4 thoughts on “If US citizens truly believed that all persons are created equal…”

  1. If that declaration was July 4, 1776, I think the miss the truth about God massages in Torah, or Bible and Quran about the human’s men and women.
    As we can see there is no invention in that at all, their declaration some sort of admission in God massage came after 2000 years.

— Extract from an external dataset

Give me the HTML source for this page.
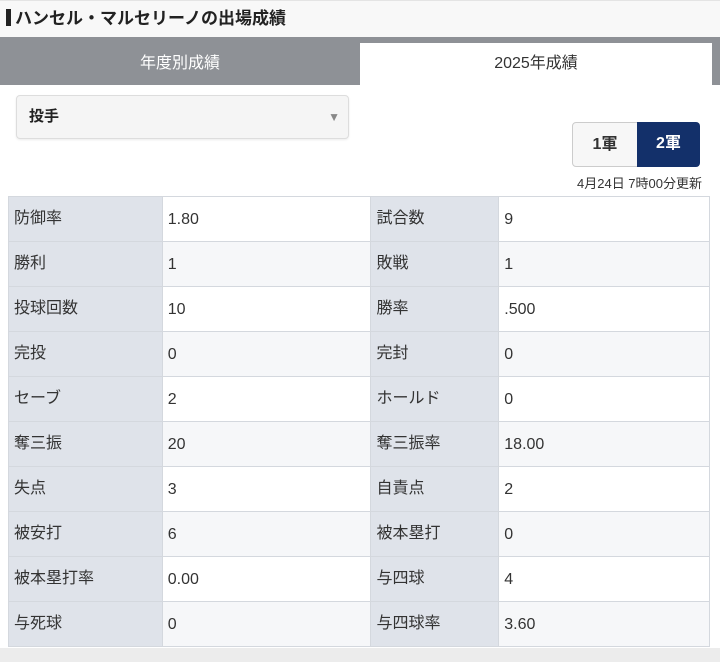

    It might be say we all need to believe in God the creator of this world and what God associate lives created on this earth any kinds which is created to make this world a piece of art for the enjoyment of all the humans “Men &Women” as far as they living on this earth, sadly they did and doing a big miss all the time long

  2. The US’s Founding Fathers famously declared that ” We hold these truths to be self-evident, that all men [and women] are created equal
    The UN General Assembly adopted a non-binding declaration protecting the human, land and resources rights of the world’s 370 million Indigenous people, despite opposition from Australia, Canada, New Zealand and the United States.
    http://www.abc.net.au/news/stories/2007/09/14/2032491.htm
    How we can fit this with Helena Post and view of “are created equal”?
    Is it looks that we all (US citizens) failed to take the drive for the better for their citizens?
    If till now we see US and other opposite this what then that mean to us?